Code that builds pages
+ + +

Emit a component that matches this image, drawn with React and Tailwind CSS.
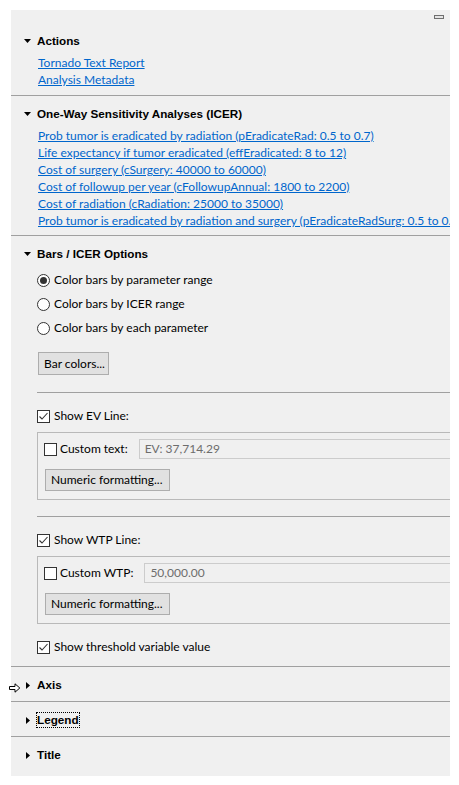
import React from "react";

const links = [
  "Prob tumor is eradicated by radiation (pEradicateRad: 0.5 to 0.7)",
  "Life expectancy if tumor eradicated (effEradicated: 8 to 12)",
  "Cost of surgery (cSurgery: 40000 to 60000)",
  "Cost of followup per year (cFollowupAnnual: 1800 to 2200)",
  "Cost of radiation (cRadiation: 25000 to 35000)",
  "Prob tumor is eradicated by radiation and surgery (pEradicateRadSurg: 0.5 to 0.7)",
];

function Header({ open, children }) {
  return (
    <div className="flex items-center h-[14px] pl-[13px] font-['Liberation_Sans',sans-serif] font-bold text-[11.7px] leading-[14px] text-black">
      <span className="w-[13px] flex items-center">
        {open ? (
          <svg width="7" height="4" viewBox="0 0 7 4">
            <polygon points="0,0 7,0 3.5,4" fill="#000" />
          </svg>
        ) : (
          <svg width="4" height="7" viewBox="0 0 4 7" className="ml-[2px]">
            <polygon points="0,0 4,3.5 0,7" fill="#000" />
          </svg>
        )}
      </span>
      {children}
    </div>
  );
}

function Check({ checked }) {
  return (
    <span className="w-[13px] h-[13px] border border-[#333] bg-white flex items-center justify-center shrink-0">
      {checked && (
        <svg width="11" height="11" viewBox="0 0 11 11">
          <polyline points="1.5,5.5 4,8 9.5,2" fill="none" stroke="#333" strokeWidth="1.1" />
        </svg>
      )}
    </span>
  );
}

function Radio({ checked, label }) {
  return (
    <div className="h-[24px] flex items-center gap-[4px]">
      <span className="w-[13px] h-[13px] rounded-full border border-[#333] bg-white flex items-center justify-center shrink-0">
        {checked && <span className="w-[7px] h-[7px] rounded-full bg-[#333]" />}
      </span>
      <span>{label}</span>
    </div>
  );
}

function CheckRow({ checked, label }) {
  return (
    <div className="h-[24px] flex items-center gap-[4px]">
      <Check checked={checked} />
      <span>{label}</span>
    </div>
  );
}

function GroupBox({ label, value }) {
  return (
    <div className="mt-[4px] -mr-[12px] border border-[#b9b9b9] pt-[6px] pb-[8px] pl-[6px]">
      <div className="h-[20px] flex items-center">
        <Check />
        <span className="ml-[3px]">{label}</span>
        <div className="ml-[11px] flex-1 h-[20px] border border-[#cccccc] bg-[#f0f0f0] text-[#6d6d6d] pl-[5px] flex items-center">
          {value}
        </div>
      </div>
      <button className="mt-[10px] ml-[1px] w-[125px] h-[22px] bg-[#e1e1e1] border border-[#adadad] text-left pl-[5px] text-black">
        Numeric formatting...
      </button>
    </div>
  );
}

export default function App() {
  return (
    <div className="relative w-[459px] h-[785px] bg-white font-['Lato',sans-serif] text-[12px] text-black">
      <div className="absolute top-0 left-0 pt-[10px] pl-[11px]">
        <div className="relative w-[439px] h-[766px] bg-[#f0f0f0] overflow-hidden">
          <span className="absolute left-[423px] top-[5px] w-[10px] h-[4px] border border-[#6f6f6f] bg-[#e4e4e4]" />

          <div className="pt-[24px] pb-[7px] border-b border-[#a0a0a0]">
            <Header open>Actions</Header>
            <div className="mt-[6px] pl-[27px] text-[#0066cc] leading-[17px]">
              <div className="underline">Tornado Text Report</div>
              <div className="underline">Analysis Metadata</div>
            </div>
          </div>

          <div className="pt-[11px] pb-[6px] border-b border-[#a0a0a0]">
            <Header open>One-Way Sensitivity Analyses (ICER)</Header>
            <div className="mt-[6px] pl-[27px] text-[#0066cc] leading-[17px] whitespace-nowrap">
              {links.map((l) => (
                <div key={l} className="underline">{l}</div>
              ))}
            </div>
          </div>

          <div className="pt-[11px] pb-[7px] border-b border-[#a0a0a0]">
            <Header open>Bars / ICER Options</Header>
            <div className="mt-[7px] pl-[26px]">
              <Radio checked label="Color bars by parameter range" />
              <Radio label="Color bars by ICER range" />
              <Radio label="Color bars by each parameter" />
              <button className="mt-[12px] ml-[1px] w-[71px] h-[23px] bg-[#e1e1e1] border border-[#adadad] text-left pl-[5px] block">
                Bar colors...
              </button>
              <div className="mt-[17px] h-px bg-[#a0a0a0]" />
              <div className="mt-[11px]">
                <CheckRow checked label="Show EV Line:" />
              </div>
              <GroupBox label="Custom text:" value="EV: 37,714.29" />
              <div className="mt-[16px] h-px bg-[#a0a0a0]" />
              <div className="mt-[11px]">
                <CheckRow checked label="Show WTP Line:" />
              </div>
              <GroupBox label="Custom WTP:" value="50,000.00" />
              <div className="mt-[11px]">
                <CheckRow checked label="Show threshold variable value" />
              </div>
            </div>
          </div>

          <div className="pt-[11px] pb-[9px] border-b border-[#a0a0a0]">
            <Header>Axis</Header>
          </div>
          <div className="pt-[11px] pb-[9px] border-b border-[#a0a0a0]">
            <Header>
              <span className="relative">
                Legend
                <span className="absolute -left-px -right-px top-[-1px] bottom-[-1px] border border-dotted border-black" />
              </span>
            </Header>
          </div>
          <div className="pt-[11px]">
            <Header>Title</Header>
          </div>
        </div>
      </div>

      <svg className="absolute left-[9px] top-[683px]" width="12" height="10" viewBox="0 0 12 10">
        <path d="M0.5,3.5 H6 V0.8 L10.8,5 L6,9.2 V6.5 H0.5 Z" fill="#fff" stroke="#000" strokeWidth="1" />
      </svg>
    </div>
  );
}
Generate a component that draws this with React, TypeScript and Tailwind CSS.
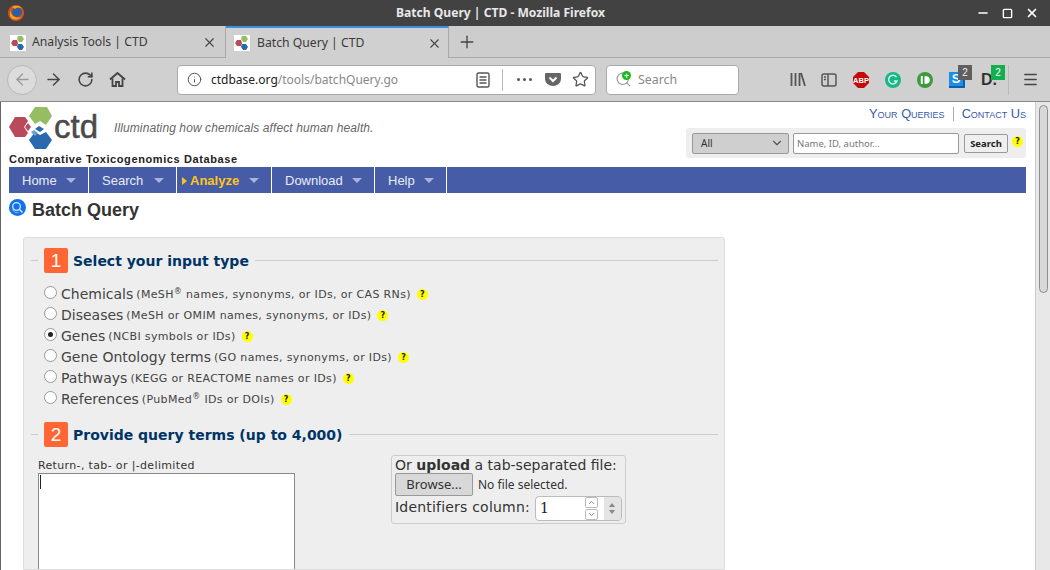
import React from 'react';
import { ArrowLeft, ArrowRight, RotateCw, Info, Star, X, Plus, Minus, Menu, ChevronDown, ChevronUp, Search, Square } from 'lucide-react';

const Favicon = () => (
  <svg width="16" height="16" viewBox="0 0 16 16" className="bg-white shrink-0">
    <polygon points="1,8 3,5 7,5 8,8 7,11 3,11" fill="#b84a5c" />
    <polygon points="8,1 12,1 14,4 12,7 9,7 7,4" fill="#96bd62" />
    <polygon points="8,9 12,9 14,12 12,15 9,15 7,12" fill="#2a69ad" />
  </svg>
);

const Help = () => (
  <span className="flex items-center justify-center w-[11px] h-[11px] rounded-full bg-[#ffff00] text-[8px] font-bold leading-none text-[#222] font-['DejaVu_Sans',sans-serif] shrink-0">
    ?
  </span>
);

const Tab = ({ title, active }: { title: string; active?: boolean }) => (
  <div
    className={`h-[32px] flex items-center border-r border-[#a8a8a8] ${
      active ? 'w-[223px] pl-[8px] pr-[6px] border-t-2 border-t-[#3b8fe0] bg-[#d0d0d0]' : 'w-[226px] pl-[10px] pr-[8px] pt-[2px] border-b border-b-[#a8a8a8]'
    }`}
  >
    <Favicon />
    <span className={`${active ? 'ml-[7px]' : 'ml-[6px]'} text-[12.2px] text-[#3a3a3a] flex-1`}>{title}</span>
    <X size={15} strokeWidth={1.8} className="text-[#444]" />
  </div>
);

const types = [
  { name: 'Chemicals', note: <>(MeSH<sup className="text-[8px] leading-none">®</sup> names, synonyms, or IDs, or CAS RNs)</> },
  { name: 'Diseases', note: <>(MeSH or OMIM names, synonyms, or IDs)</> },
  { name: 'Genes', note: <>(NCBI symbols or IDs)</>, checked: true },
  { name: 'Gene Ontology terms', note: <>(GO names, synonyms, or IDs)</> },
  { name: 'Pathways', note: <>(KEGG or REACTOME names or IDs)</> },
  { name: 'References', note: <>(PubMed<sup className="text-[8px] leading-none">®</sup> IDs or DOIs)</> },
];

const navItems = [
  { label: 'Home', w: 'w-[80px]' },
  { label: 'Search', w: 'w-[88px]' },
  { label: 'Analyze', w: 'w-[95px]', active: true },
  { label: 'Download', w: 'w-[103px]' },
  { label: 'Help', w: 'w-[72px]' },
];

const SectionHead = ({ n, title }: { n: string; title: string }) => (
  <div className="flex items-center">
    <div className="w-[7px] h-px bg-[#ccc]" />
    <div className="ml-[6px] w-[24px] h-[25px] rounded-[2px] bg-[#ff6633] text-white text-[19px] leading-[25px] text-center font-['Liberation_Sans',sans-serif]">
      {n}
    </div>
    <div className="ml-[5px] mt-[1px] text-[14px] font-bold text-[#003366]">{title}</div>
    <div className="ml-[6px] flex-1 h-px bg-[#ccc]" />
  </div>
);

export default function App() {
  return (
    <div className="w-[1050px] h-[570px] overflow-hidden flex flex-col bg-white font-['Noto_Sans',sans-serif]">
      {/* window title */}
      <div className="h-[26px] bg-[#424242] flex items-center relative shrink-0">
        <svg width="18" height="18" viewBox="0 0 18 18" className="ml-[7px]">
          <circle cx="9" cy="9" r="8" fill="#d9501e" />
          <circle cx="10" cy="8" r="5" fill="#2c5f9e" />
          <path d="M3 6c1 6 6 9 11 7-2 3-9 4-11-1z" fill="#f6a21e" />
          <path d="M5 3c3-2 8-2 10 2-3-2-6-1-7 0z" fill="#f6a21e" />
        </svg>
        <div className="flex-1 text-center text-[12.1px] font-bold text-[#e8e8e8]">Batch Query | CTD - Mozilla Firefox</div>
        <div className="flex items-center gap-[12px] pr-[11px] text-white">
          <Minus size={14} strokeWidth={2.5} />
          <Square size={11} strokeWidth={3} />
          <X size={14} strokeWidth={3} />
        </div>
      </div>

      {/* tabs */}
      <div className="h-[32px] bg-[#cdcdcd] flex items-stretch shrink-0">
        <Tab title="Analysis Tools | CTD" />
        <Tab title="Batch Query | CTD" active />
        <div className="w-[36px] flex items-center justify-center border-b border-[#a8a8a8]">
          <Plus size={20} strokeWidth={1.6} className="text-[#444]" />
        </div>
        <div className="flex-1 border-b border-[#a8a8a8]" />
      </div>

      {/* nav toolbar */}
      <div className="h-[44px] bg-[#d0d0d0] flex items-center shrink-0 border-b border-[#8a8a8a] text-[#444]">
        <div className="ml-[7px] w-[30px] h-[30px] rounded-full border border-[#b8b8b8] bg-[#dcdcdc] flex items-center justify-center">
          <ArrowLeft size={19} strokeWidth={1.6} className="text-[#9a9a9a]" />
        </div>
        <ArrowRight size={19} strokeWidth={1.8} className="ml-[7px]" />
        <RotateCw size={17} strokeWidth={2.2} className="ml-[14px]" />
        <svg width="17" height="17" viewBox="0 0 17 17" className="ml-[15px]" fill="none" stroke="#444" strokeWidth="2">
          <path d="M1 8.5L8.5 2 16 8.5" />
          <path d="M3.5 7.5V15h3.5v-4h3v4h3.5V7.5" strokeWidth="1.8" />
        </svg>
        <div className="ml-[51px] w-[419px] h-[30px] bg-white rounded-[4px] border border-[#aaa] flex items-center pl-[9px] pr-[6px]">
          <Info size={15} strokeWidth={1.6} className="text-[#555]" />
          <span className="ml-[9px] mt-[1px] text-[12px] text-[#222]">ctdbase.org<span className="text-[#888]">/tools/batchQuery.go</span></span>
          <div className="flex-1" />
          <svg width="14" height="16" viewBox="0 0 14 16" fill="none" stroke="#555" strokeWidth="1.4">
            <rect x="1" y="1" width="12" height="14" rx="1.5" />
            <path d="M3.5 5h7M3.5 8h7M3.5 11h7" />
          </svg>
          <div className="ml-[12px] w-px h-[22px] bg-[#bbb]" />
          <span className="ml-[14px] flex gap-[3px]">
            <i className="w-[3px] h-[3px] rounded-full bg-[#555]" />
            <i className="w-[3px] h-[3px] rounded-full bg-[#555]" />
            <i className="w-[3px] h-[3px] rounded-full bg-[#555]" />
          </span>
          <svg width="16" height="15" viewBox="0 0 16 15" className="ml-[13px]">
            <path d="M1 1h14a1 1 0 0 1 1 1v5a8 7 0 0 1-16 0V2a1 1 0 0 1 1-1z" fill="#666" />
            <path d="M4.5 5.5L8 9l3.5-3.5" stroke="#fff" strokeWidth="2" fill="none" />
          </svg>
          <Star size={17} strokeWidth={1.8} className="ml-[11px] text-[#555]" />
        </div>
        <div className="ml-[10px] w-[133px] h-[30px] bg-white rounded-[4px] border border-[#aaa] flex items-center pl-[8px] relative">
          <Search size={17} strokeWidth={1.6} className="text-[#999]" />
          <span className="absolute left-[15px] top-[5px] w-[9px] h-[9px] rounded-full bg-[#1cb91c] text-white text-[9px] leading-[9px] text-center font-bold">+</span>
          <span className="ml-[6px] mt-[1px] text-[12.4px] text-[#888]">Search</span>
        </div>
        <div className="flex-1" />
        <svg width="16" height="15" viewBox="0 0 16 15" stroke="#555" strokeWidth="1.8" fill="none" className="mr-[15px]">
          <path d="M1.5 1v13M5.5 1v13M9.5 1v13M11 1l4 13" />
        </svg>
        <svg width="16" height="14" viewBox="0 0 16 14" stroke="#555" strokeWidth="1.5" fill="none" className="mr-[16px]">
          <rect x="1" y="1" width="14" height="12" rx="2" />
          <path d="M7 1v12M3 4h2M3 6.5h2" />
        </svg>
        <svg width="16" height="16" viewBox="0 0 16 16" className="mr-[16px]">
          <polygon points="5,0 11,0 16,5 16,11 11,16 5,16 0,11 0,5" fill="#c40a0a" />
          <text x="8" y="10.8" textAnchor="middle" fontSize="7.5" fontWeight="bold" fill="#fff" fontFamily="Liberation Sans">ABP</text>
        </svg>
        <svg width="16" height="16" viewBox="0 0 16 16" className="mr-[16px]" fill="none">
          <circle cx="8" cy="8" r="8" fill="#15b786" />
          <path d="M11.5 5.2A4.3 4.3 0 1 0 12 9H8.8" stroke="#d8f5ea" strokeWidth="1.5" />
        </svg>
        <svg width="16" height="16" viewBox="0 0 16 16" className="mr-[16px]" fill="none">
          <circle cx="8" cy="8" r="8" fill="#3d9a3d" />
          <path d="M4.8 4v8" stroke="#fff" strokeWidth="2" />
          <path d="M7.5 4.2h1.5a3.8 3.8 0 0 1 0 7.6H7.5z" fill="#fff" />
        </svg>
        <div className="mr-[16px] w-[16px] h-[16px] bg-[#1a8fe8] border-b-2 border-r-2 border-b-[#0e5ea8] border-r-[#0e5ea8] text-white text-[13px] font-bold leading-[14px] text-center relative font-['Liberation_Sans',sans-serif]">
          S
          <span className="absolute left-[9px] -top-[7px] w-[14px] h-[15px] bg-[#5f5f5f] text-[#eee] text-[10px] font-normal leading-[15px]">2</span>
        </div>
        <div className="mr-[8px] w-[16px] h-[16px] text-[#333] text-[16px] font-bold leading-[16px] relative font-['Liberation_Sans',sans-serif]">
          D.
          <span className="absolute left-[10px] -top-[7px] w-[14px] h-[15px] bg-[#10b04f] text-white text-[10px] font-normal leading-[15px] text-center">2</span>
        </div>
        <div className="w-px h-[30px] bg-[#bbb] ml-[3px]" />
        <Menu size={17} strokeWidth={2} className="ml-[13px] mr-[11px]" />
      </div>

      {/* page */}
      <div className="flex-1 flex min-h-0 border-l border-[#666]">
        <div className="flex-1 min-w-0 flex flex-col pl-[8px] pr-[9px]">
          {/* header */}
          <div className="h-[65px] flex shrink-0 relative">
            <div className="flex flex-col">
              <div className="flex items-start h-[49px] pt-[5px]">
                <svg width="44" height="43" viewBox="0 0 44 43">
                  <polygon points="0,20 6,10 16,10 19,14 15,20 19,26 16,30 6,30" fill="#b84a5c" />
                  <polygon points="16,20 19,16 22,20 19,24" fill="#b84a5c" />
                  <polygon points="20,9 26,0 38,0 43,9 37,18 31,14 26,17" fill="#96bd62" />
                  <polygon points="20,33 26,25 31,28 37,25 43,33 37,42 26,42" fill="#2a69ad" />
                  <polygon points="26,22 30,19 35,22 31,25" fill="#2a69ad" />
                  <polygon points="22,25 25,23 29,26 26,29" fill="#6f9fd0" />
                </svg>
                <span className="ml-[1px] mt-[3px] text-[33px] leading-[33px] text-[#4a4a4a] [-webkit-text-stroke:0.5px_#4a4a4a] font-['Liberation_Sans',sans-serif]">ctd</span>
                <span className="ml-[16px] mt-[12px] text-[12px] italic text-[#666] font-['Liberation_Sans',sans-serif] tracking-[0.1px]">Illuminating how chemicals affect human health.</span>
              </div>
              <div className="text-[11px] font-bold text-[#222] tracking-[0.6px] font-['Liberation_Sans',sans-serif]">Comparative Toxicogenomics Database</div>
            </div>
            <div className="flex-1" />
            <div className="flex flex-col items-end font-['Liberation_Sans',sans-serif]">
              <div className="flex items-center mt-[5px] text-[#3a5aa8] text-[12.8px] leading-[14px] [font-variant-caps:small-caps]">
                <span className="pr-[8px] border-r border-[#aaa]">Your Queries</span>
                <span className="pl-[8px]">Contact Us</span>
              </div>
              <div className="mt-[7px] w-[340px] h-[30px] bg-[#eeeeee] rounded-[3px] flex items-center pl-[6px]">
                <div className="w-[97px] h-[21px] rounded-[2px] border border-[#999] bg-[#cfcfcf] flex items-center justify-between pl-[8px] pr-[4px] text-[10px] text-[#333] font-['Noto_Sans',sans-serif]">
                  All
                  <ChevronDown size={14} strokeWidth={2} className="text-[#555]" />
                </div>
                <div className="ml-[4px] w-[166px] h-[21px] rounded-[2px] border border-[#999] bg-white pl-[3px] text-[9.5px] leading-[19px] text-[#777] font-['Noto_Sans',sans-serif]">Name, ID, author...</div>
                <div className="ml-[5px] w-[44px] h-[19px] rounded-[2px] border border-[#999] bg-[#efefef] text-center text-[9.5px] font-bold leading-[17px] text-[#222] font-['Noto_Sans',sans-serif]">Search</div>
                <span className="ml-[4px] -mt-[3px]"><Help /></span>
              </div>
            </div>
          </div>

          {/* menu bar */}
          <div className="h-[26px] bg-[#465ca6] flex shrink-0 font-['Liberation_Sans',sans-serif] text-[13px]">
            {navItems.map((item) => (
              <div key={item.label} className={`${item.w} border-r border-white flex items-center justify-between pr-[12px] ${item.active ? 'pl-[5px] font-bold text-[#ffc61a]' : 'pl-[13px] text-[#e8ecf8]'}`}>
                <span className="flex items-center mt-[1px]">
                  {item.active && <i className="mr-[3px] border-y-[4px] border-y-transparent border-l-[5px] border-l-[#ffc61a]" />}
                  {item.label}
                </span>
                <i className="border-x-[5px] border-x-transparent border-t-[5px] border-t-[#a9b4d8]" />
              </div>
            ))}
          </div>

          {/* heading */}
          <div className="h-[44px] flex shrink-0 items-start">
            <svg width="17" height="17" viewBox="0 0 17 17" fill="none" className="mt-[6px]">
              <circle cx="8.5" cy="8.5" r="8.5" fill="#1272ee" />
              <circle cx="7.5" cy="7.5" r="3.8" stroke="#dbe9ff" strokeWidth="1.3" />
              <path d="M10.5 10.5l3 3" stroke="#dbe9ff" strokeWidth="1.5" />
              <path d="M3.5 10.5c1.5 3 4 3.5 6 3" stroke="#9cc4fa" strokeWidth="1" />
            </svg>
            <h1 className="ml-[6px] mt-[6px] text-[18px] leading-[22px] font-bold text-[#333] font-['Liberation_Sans',sans-serif]">Batch Query</h1>
          </div>

          {/* form panel */}
          <div className="ml-[14px] w-[702px] flex-1 bg-[#eeeeee] border border-[#dddddd] rounded-t-[3px] pl-[7px] pr-[6px] pt-[10px] font-['DejaVu_Sans',sans-serif] text-[#333] overflow-hidden">
            <SectionHead n="1" title="Select your input type" />
            <div className="mt-[11px] flex flex-col ml-[13px]">
              {types.map((t) => (
                <div key={t.name} className="h-[21px] flex items-center">
                  <div className="w-[13px] h-[13px] rounded-full border border-[#999] bg-white flex items-center justify-center shrink-0 -mt-[4px]">
                    {t.checked && <i className="w-[5px] h-[5px] rounded-full bg-[#222]" />}
                  </div>
                  <span className="ml-[4px] text-[14px] text-[#444]">{t.name}</span>
                  <span className="ml-[3px] mt-[2px] text-[11px] text-[#444] tracking-[0.35px]">{t.note}</span>
                  <span className="ml-[6px]"><Help /></span>
                </div>
              ))}
            </div>
            <div className="mt-[12px]"><SectionHead n="2" title="Provide query terms (up to 4,000)" /></div>
            <div className="mt-[8px] flex ml-[7px]">
              <div className="w-[257px] shrink-0 pt-[3px]">
                <div className="text-[11px] leading-[15px] text-[#333] tracking-[0.35px]">Return-, tab- or |-delimited</div>
                <div className="h-[200px] bg-white border border-[#888] pl-[1px] pt-[1px]">
                  <div className="w-px h-[14px] bg-[#222]" />
                </div>
              </div>
              <div className="ml-[96px] w-[235px] h-[69px] border border-[#ccc] rounded-[3px] px-[3px] text-[#333]">
                <div className="text-[14px] pt-[1px] leading-[16px] whitespace-nowrap">Or <b>upload</b> a tab-separated file:</div>
                <div className="flex items-center">
                  <div className="w-[78px] h-[23px] rounded-[2px] border border-[#999] bg-[#d8d8d8] text-center text-[13px] leading-[21px] font-['Noto_Sans',sans-serif]">Browse...</div>
                  <span className="ml-[5px] text-[12px] font-['Noto_Sans',sans-serif]">No file selected.</span>
                </div>
                <div className="flex items-center">
                  <span className="text-[14px] tracking-[0.2px] -mt-[3px] whitespace-nowrap">Identifiers column:</span>
                  <div className="ml-[5px] w-[87px] shrink-0 h-[25px] rounded-[4px] border border-[#bbb] bg-white flex items-center pl-[4px] overflow-hidden">
                    <span className="flex-1 text-[14px] font-['DejaVu_Serif',serif] text-[#222]">1</span>
                    <div className="w-[13px] h-full flex flex-col gap-px">
                      <div className="flex-1 border border-[#bbb] rounded-[2px] flex items-center justify-center"><ChevronUp size={9} className="text-[#666]" /></div>
                      <div className="flex-1 border border-[#bbb] rounded-[2px] flex items-center justify-center"><ChevronDown size={9} className="text-[#666]" /></div>
                    </div>
                    <div className="ml-[6px] w-[17px] h-full bg-[#e4e4e4] flex flex-col items-center justify-center gap-[3px]">
                      <i className="border-x-[3px] border-x-transparent border-b-[4px] border-b-[#888]" />
                      <i className="border-x-[3px] border-x-transparent border-t-[4px] border-t-[#888]" />
                    </div>
                  </div>
                </div>
              </div>
            </div>
          </div>
        </div>

        {/* scrollbar */}
        <div className="w-[15px] shrink-0 bg-[#e8e8e8] border-l border-[#ccc] pt-[3px] flex justify-center">
          <div className="w-[9px] h-[188px] rounded-full bg-[#d8d8d8] border border-[#8e8e8e]" />
        </div>
      </div>
    </div>
  );
}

+ + +

= SET EXERCISE =
Quote exactly what appears from the line containing "Generate a component" through the line containing "ChevronUp, Search, Square", both included, except for the pictures, and nothing more.

= WRITTEN SOLUTION =
Generate a component that draws this with React, TypeScript and Tailwind CSS.
import React from 'react';
import { ArrowLeft, ArrowRight, RotateCw, Info, Star, X, Plus, Minus, Menu, ChevronDown, ChevronUp, Search, Square } from 'lucide-react';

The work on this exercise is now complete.